● **What is being asked**
Without including any pictures, write out all the entries exactly.

[Source records]

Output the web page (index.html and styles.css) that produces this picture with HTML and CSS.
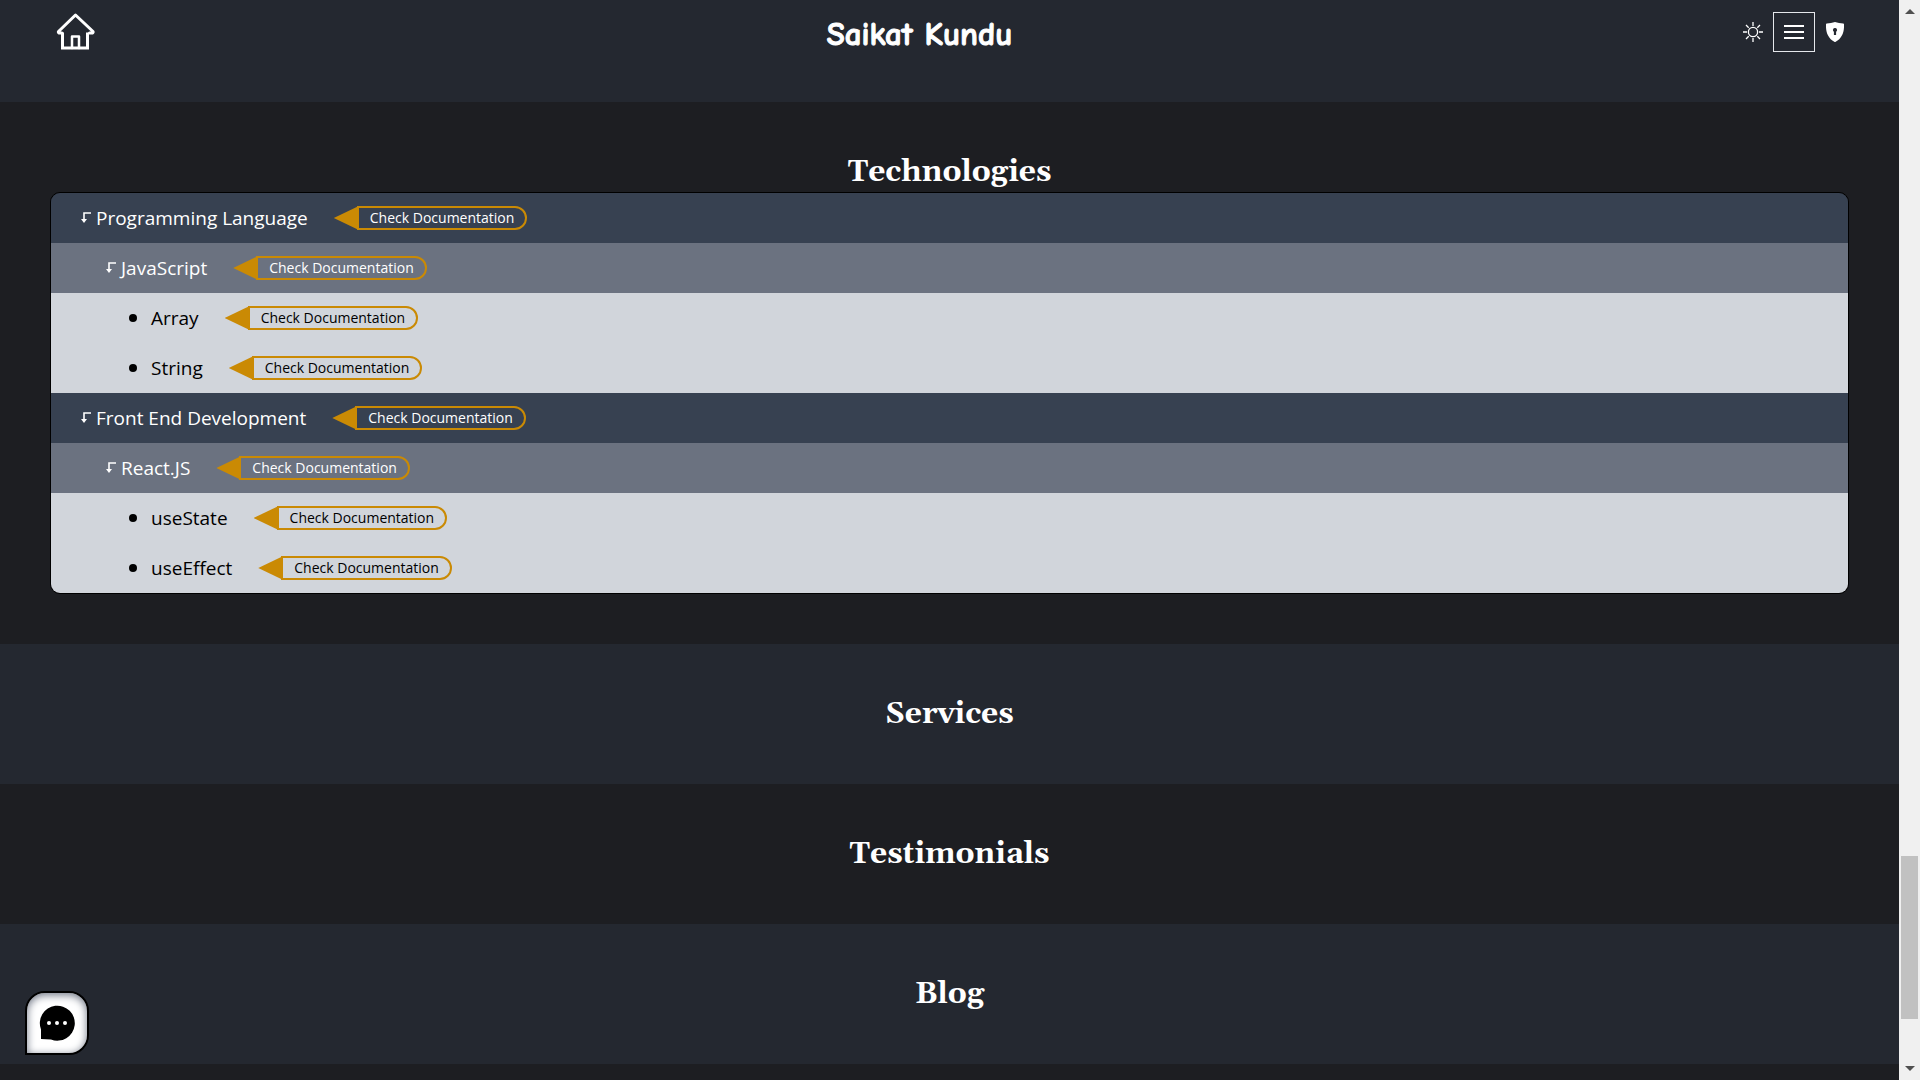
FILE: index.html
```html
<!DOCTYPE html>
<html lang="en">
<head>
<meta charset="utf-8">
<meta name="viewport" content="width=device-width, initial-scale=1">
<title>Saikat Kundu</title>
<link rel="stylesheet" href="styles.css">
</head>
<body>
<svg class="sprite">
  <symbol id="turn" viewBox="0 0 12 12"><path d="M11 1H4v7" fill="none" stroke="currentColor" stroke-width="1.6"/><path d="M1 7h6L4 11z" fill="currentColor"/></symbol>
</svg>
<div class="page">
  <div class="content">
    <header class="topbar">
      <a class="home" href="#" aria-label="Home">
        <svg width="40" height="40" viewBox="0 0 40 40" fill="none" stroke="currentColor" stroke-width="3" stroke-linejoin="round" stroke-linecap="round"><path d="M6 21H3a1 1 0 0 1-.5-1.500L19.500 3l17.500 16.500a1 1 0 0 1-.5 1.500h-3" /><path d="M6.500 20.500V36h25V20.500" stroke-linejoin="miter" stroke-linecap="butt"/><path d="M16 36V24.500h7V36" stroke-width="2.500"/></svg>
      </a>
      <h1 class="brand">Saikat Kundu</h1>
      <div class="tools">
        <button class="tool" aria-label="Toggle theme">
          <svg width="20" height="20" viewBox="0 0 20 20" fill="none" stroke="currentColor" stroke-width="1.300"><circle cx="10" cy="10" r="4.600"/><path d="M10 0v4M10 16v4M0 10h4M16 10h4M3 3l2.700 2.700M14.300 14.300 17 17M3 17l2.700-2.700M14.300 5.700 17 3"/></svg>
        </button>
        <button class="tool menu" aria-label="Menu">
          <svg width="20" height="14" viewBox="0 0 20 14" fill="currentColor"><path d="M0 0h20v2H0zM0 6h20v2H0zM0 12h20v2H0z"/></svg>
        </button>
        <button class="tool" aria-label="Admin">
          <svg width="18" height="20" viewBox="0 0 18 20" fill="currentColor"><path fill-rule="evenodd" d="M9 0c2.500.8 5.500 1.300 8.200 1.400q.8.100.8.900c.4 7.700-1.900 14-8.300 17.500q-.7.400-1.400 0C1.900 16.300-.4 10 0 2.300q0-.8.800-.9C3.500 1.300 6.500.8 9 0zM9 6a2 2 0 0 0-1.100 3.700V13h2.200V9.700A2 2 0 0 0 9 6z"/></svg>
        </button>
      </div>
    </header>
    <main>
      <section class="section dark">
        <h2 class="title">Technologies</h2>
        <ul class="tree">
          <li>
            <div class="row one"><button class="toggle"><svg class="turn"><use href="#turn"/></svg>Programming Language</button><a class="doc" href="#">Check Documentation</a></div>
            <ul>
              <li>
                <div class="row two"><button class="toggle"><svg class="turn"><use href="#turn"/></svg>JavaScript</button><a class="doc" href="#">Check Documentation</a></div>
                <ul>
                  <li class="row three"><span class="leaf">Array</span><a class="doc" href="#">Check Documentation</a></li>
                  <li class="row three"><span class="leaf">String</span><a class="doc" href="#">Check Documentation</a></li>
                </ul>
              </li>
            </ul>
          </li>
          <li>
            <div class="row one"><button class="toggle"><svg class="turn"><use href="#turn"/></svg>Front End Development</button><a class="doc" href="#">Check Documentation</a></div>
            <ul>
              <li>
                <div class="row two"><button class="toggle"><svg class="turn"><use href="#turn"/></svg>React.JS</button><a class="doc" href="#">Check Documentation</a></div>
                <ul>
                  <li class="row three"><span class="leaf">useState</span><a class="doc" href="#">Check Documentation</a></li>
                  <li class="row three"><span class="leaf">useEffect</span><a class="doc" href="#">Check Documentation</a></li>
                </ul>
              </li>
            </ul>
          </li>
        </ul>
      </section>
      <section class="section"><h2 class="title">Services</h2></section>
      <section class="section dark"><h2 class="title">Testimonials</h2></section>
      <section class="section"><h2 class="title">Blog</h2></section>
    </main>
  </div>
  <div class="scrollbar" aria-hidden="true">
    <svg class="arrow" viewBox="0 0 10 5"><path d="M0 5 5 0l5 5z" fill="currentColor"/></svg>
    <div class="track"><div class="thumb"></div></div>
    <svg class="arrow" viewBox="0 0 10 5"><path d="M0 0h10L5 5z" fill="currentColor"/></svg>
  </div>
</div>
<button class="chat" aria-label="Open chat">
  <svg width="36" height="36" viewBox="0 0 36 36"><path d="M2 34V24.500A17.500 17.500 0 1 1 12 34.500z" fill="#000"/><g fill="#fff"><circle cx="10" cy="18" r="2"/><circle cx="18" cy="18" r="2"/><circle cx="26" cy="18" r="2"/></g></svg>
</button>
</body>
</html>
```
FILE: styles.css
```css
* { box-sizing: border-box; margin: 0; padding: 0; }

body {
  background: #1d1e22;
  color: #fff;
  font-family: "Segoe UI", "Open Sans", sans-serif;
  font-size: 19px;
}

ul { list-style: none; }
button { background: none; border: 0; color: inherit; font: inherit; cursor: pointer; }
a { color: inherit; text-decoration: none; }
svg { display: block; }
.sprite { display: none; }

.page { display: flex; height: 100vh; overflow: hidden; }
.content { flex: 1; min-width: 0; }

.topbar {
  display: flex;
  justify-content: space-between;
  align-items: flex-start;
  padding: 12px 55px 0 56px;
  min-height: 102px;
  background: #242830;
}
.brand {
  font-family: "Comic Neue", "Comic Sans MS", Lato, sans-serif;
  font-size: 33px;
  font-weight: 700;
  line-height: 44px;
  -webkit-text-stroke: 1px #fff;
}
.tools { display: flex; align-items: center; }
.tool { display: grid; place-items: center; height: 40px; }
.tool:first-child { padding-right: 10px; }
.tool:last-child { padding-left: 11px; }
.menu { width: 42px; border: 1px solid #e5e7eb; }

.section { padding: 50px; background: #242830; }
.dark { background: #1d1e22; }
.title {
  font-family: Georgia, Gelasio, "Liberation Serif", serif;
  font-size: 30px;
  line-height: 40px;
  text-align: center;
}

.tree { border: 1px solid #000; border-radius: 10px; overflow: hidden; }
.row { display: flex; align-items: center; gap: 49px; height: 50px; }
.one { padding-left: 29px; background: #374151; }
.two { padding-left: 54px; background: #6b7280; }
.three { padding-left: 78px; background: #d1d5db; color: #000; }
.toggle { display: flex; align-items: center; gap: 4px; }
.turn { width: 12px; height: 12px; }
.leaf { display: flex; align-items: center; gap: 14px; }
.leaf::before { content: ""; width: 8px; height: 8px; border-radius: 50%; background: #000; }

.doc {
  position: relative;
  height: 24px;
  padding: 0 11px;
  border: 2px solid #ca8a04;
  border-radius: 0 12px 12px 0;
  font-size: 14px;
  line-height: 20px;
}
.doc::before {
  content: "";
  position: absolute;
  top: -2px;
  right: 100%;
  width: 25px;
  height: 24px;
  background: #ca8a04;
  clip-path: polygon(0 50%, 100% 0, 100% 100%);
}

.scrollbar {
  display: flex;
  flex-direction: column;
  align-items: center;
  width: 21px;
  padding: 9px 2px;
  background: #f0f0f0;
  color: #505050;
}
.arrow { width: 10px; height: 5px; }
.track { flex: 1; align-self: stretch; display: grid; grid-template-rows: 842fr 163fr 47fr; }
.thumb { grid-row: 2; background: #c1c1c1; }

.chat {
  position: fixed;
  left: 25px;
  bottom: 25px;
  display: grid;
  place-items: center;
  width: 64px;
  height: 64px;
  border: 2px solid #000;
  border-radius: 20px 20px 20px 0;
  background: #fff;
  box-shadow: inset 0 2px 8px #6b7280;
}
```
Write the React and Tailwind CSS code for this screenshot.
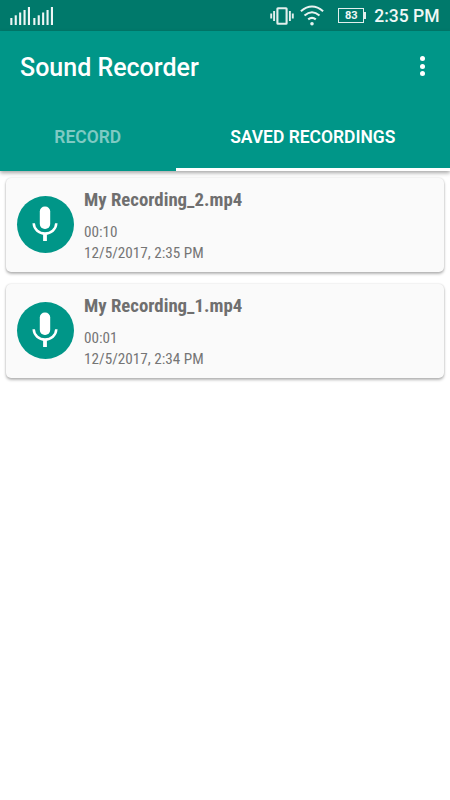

● **The completed task**
Output the web page (index.html and styles.css) that produces this picture with HTML and CSS.
FILE: index.html
```html
<!DOCTYPE html>
<html lang="en">
<head>
<meta charset="utf-8">
<meta name="viewport" content="width=device-width, initial-scale=1">
<title>Saikat Kundu</title>
<link rel="stylesheet" href="styles.css">
</head>
<body>
<svg class="sprite">
  <symbol id="turn" viewBox="0 0 12 12"><path d="M11 1H4v7" fill="none" stroke="currentColor" stroke-width="1.6"/><path d="M1 7h6L4 11z" fill="currentColor"/></symbol>
</svg>
<div class="page">
  <div class="content">
    <header class="topbar">
      <a class="home" href="#" aria-label="Home">
        <svg width="40" height="40" viewBox="0 0 40 40" fill="none" stroke="currentColor" stroke-width="3" stroke-linejoin="round" stroke-linecap="round"><path d="M6 21H3a1 1 0 0 1-.5-1.500L19.500 3l17.500 16.500a1 1 0 0 1-.5 1.500h-3" /><path d="M6.500 20.500V36h25V20.500" stroke-linejoin="miter" stroke-linecap="butt"/><path d="M16 36V24.500h7V36" stroke-width="2.500"/></svg>
      </a>
      <h1 class="brand">Saikat Kundu</h1>
      <div class="tools">
        <button class="tool" aria-label="Toggle theme">
          <svg width="20" height="20" viewBox="0 0 20 20" fill="none" stroke="currentColor" stroke-width="1.300"><circle cx="10" cy="10" r="4.600"/><path d="M10 0v4M10 16v4M0 10h4M16 10h4M3 3l2.700 2.700M14.300 14.300 17 17M3 17l2.700-2.700M14.300 5.700 17 3"/></svg>
        </button>
        <button class="tool menu" aria-label="Menu">
          <svg width="20" height="14" viewBox="0 0 20 14" fill="currentColor"><path d="M0 0h20v2H0zM0 6h20v2H0zM0 12h20v2H0z"/></svg>
        </button>
        <button class="tool" aria-label="Admin">
          <svg width="18" height="20" viewBox="0 0 18 20" fill="currentColor"><path fill-rule="evenodd" d="M9 0c2.500.8 5.500 1.300 8.200 1.400q.8.100.8.900c.4 7.700-1.900 14-8.300 17.500q-.7.400-1.400 0C1.900 16.300-.4 10 0 2.300q0-.8.800-.9C3.500 1.300 6.500.8 9 0zM9 6a2 2 0 0 0-1.100 3.700V13h2.200V9.700A2 2 0 0 0 9 6z"/></svg>
        </button>
      </div>
    </header>
    <main>
      <section class="section dark">
        <h2 class="title">Technologies</h2>
        <ul class="tree">
          <li>
            <div class="row one"><button class="toggle"><svg class="turn"><use href="#turn"/></svg>Programming Language</button><a class="doc" href="#">Check Documentation</a></div>
            <ul>
              <li>
                <div class="row two"><button class="toggle"><svg class="turn"><use href="#turn"/></svg>JavaScript</button><a class="doc" href="#">Check Documentation</a></div>
                <ul>
                  <li class="row three"><span class="leaf">Array</span><a class="doc" href="#">Check Documentation</a></li>
                  <li class="row three"><span class="leaf">String</span><a class="doc" href="#">Check Documentation</a></li>
                </ul>
              </li>
            </ul>
          </li>
          <li>
            <div class="row one"><button class="toggle"><svg class="turn"><use href="#turn"/></svg>Front End Development</button><a class="doc" href="#">Check Documentation</a></div>
            <ul>
              <li>
                <div class="row two"><button class="toggle"><svg class="turn"><use href="#turn"/></svg>React.JS</button><a class="doc" href="#">Check Documentation</a></div>
                <ul>
                  <li class="row three"><span class="leaf">useState</span><a class="doc" href="#">Check Documentation</a></li>
                  <li class="row three"><span class="leaf">useEffect</span><a class="doc" href="#">Check Documentation</a></li>
                </ul>
              </li>
            </ul>
          </li>
        </ul>
      </section>
      <section class="section"><h2 class="title">Services</h2></section>
      <section class="section dark"><h2 class="title">Testimonials</h2></section>
      <section class="section"><h2 class="title">Blog</h2></section>
    </main>
  </div>
  <div class="scrollbar" aria-hidden="true">
    <svg class="arrow" viewBox="0 0 10 5"><path d="M0 5 5 0l5 5z" fill="currentColor"/></svg>
    <div class="track"><div class="thumb"></div></div>
    <svg class="arrow" viewBox="0 0 10 5"><path d="M0 0h10L5 5z" fill="currentColor"/></svg>
  </div>
</div>
<button class="chat" aria-label="Open chat">
  <svg width="36" height="36" viewBox="0 0 36 36"><path d="M2 34V24.500A17.500 17.500 0 1 1 12 34.500z" fill="#000"/><g fill="#fff"><circle cx="10" cy="18" r="2"/><circle cx="18" cy="18" r="2"/><circle cx="26" cy="18" r="2"/></g></svg>
</button>
</body>
</html>
```
FILE: styles.css
```css
* { box-sizing: border-box; margin: 0; padding: 0; }

body {
  background: #1d1e22;
  color: #fff;
  font-family: "Segoe UI", "Open Sans", sans-serif;
  font-size: 19px;
}

ul { list-style: none; }
button { background: none; border: 0; color: inherit; font: inherit; cursor: pointer; }
a { color: inherit; text-decoration: none; }
svg { display: block; }
.sprite { display: none; }

.page { display: flex; height: 100vh; overflow: hidden; }
.content { flex: 1; min-width: 0; }

.topbar {
  display: flex;
  justify-content: space-between;
  align-items: flex-start;
  padding: 12px 55px 0 56px;
  min-height: 102px;
  background: #242830;
}
.brand {
  font-family: "Comic Neue", "Comic Sans MS", Lato, sans-serif;
  font-size: 33px;
  font-weight: 700;
  line-height: 44px;
  -webkit-text-stroke: 1px #fff;
}
.tools { display: flex; align-items: center; }
.tool { display: grid; place-items: center; height: 40px; }
.tool:first-child { padding-right: 10px; }
.tool:last-child { padding-left: 11px; }
.menu { width: 42px; border: 1px solid #e5e7eb; }

.section { padding: 50px; background: #242830; }
.dark { background: #1d1e22; }
.title {
  font-family: Georgia, Gelasio, "Liberation Serif", serif;
  font-size: 30px;
  line-height: 40px;
  text-align: center;
}

.tree { border: 1px solid #000; border-radius: 10px; overflow: hidden; }
.row { display: flex; align-items: center; gap: 49px; height: 50px; }
.one { padding-left: 29px; background: #374151; }
.two { padding-left: 54px; background: #6b7280; }
.three { padding-left: 78px; background: #d1d5db; color: #000; }
.toggle { display: flex; align-items: center; gap: 4px; }
.turn { width: 12px; height: 12px; }
.leaf { display: flex; align-items: center; gap: 14px; }
.leaf::before { content: ""; width: 8px; height: 8px; border-radius: 50%; background: #000; }

.doc {
  position: relative;
  height: 24px;
  padding: 0 11px;
  border: 2px solid #ca8a04;
  border-radius: 0 12px 12px 0;
  font-size: 14px;
  line-height: 20px;
}
.doc::before {
  content: "";
  position: absolute;
  top: -2px;
  right: 100%;
  width: 25px;
  height: 24px;
  background: #ca8a04;
  clip-path: polygon(0 50%, 100% 0, 100% 100%);
}

.scrollbar {
  display: flex;
  flex-direction: column;
  align-items: center;
  width: 21px;
  padding: 9px 2px;
  background: #f0f0f0;
  color: #505050;
}
.arrow { width: 10px; height: 5px; }
.track { flex: 1; align-self: stretch; display: grid; grid-template-rows: 842fr 163fr 47fr; }
.thumb { grid-row: 2; background: #c1c1c1; }

.chat {
  position: fixed;
  left: 25px;
  bottom: 25px;
  display: grid;
  place-items: center;
  width: 64px;
  height: 64px;
  border: 2px solid #000;
  border-radius: 20px 20px 20px 0;
  background: #fff;
  box-shadow: inset 0 2px 8px #6b7280;
}
```
Write the React and Tailwind CSS code for this screenshot.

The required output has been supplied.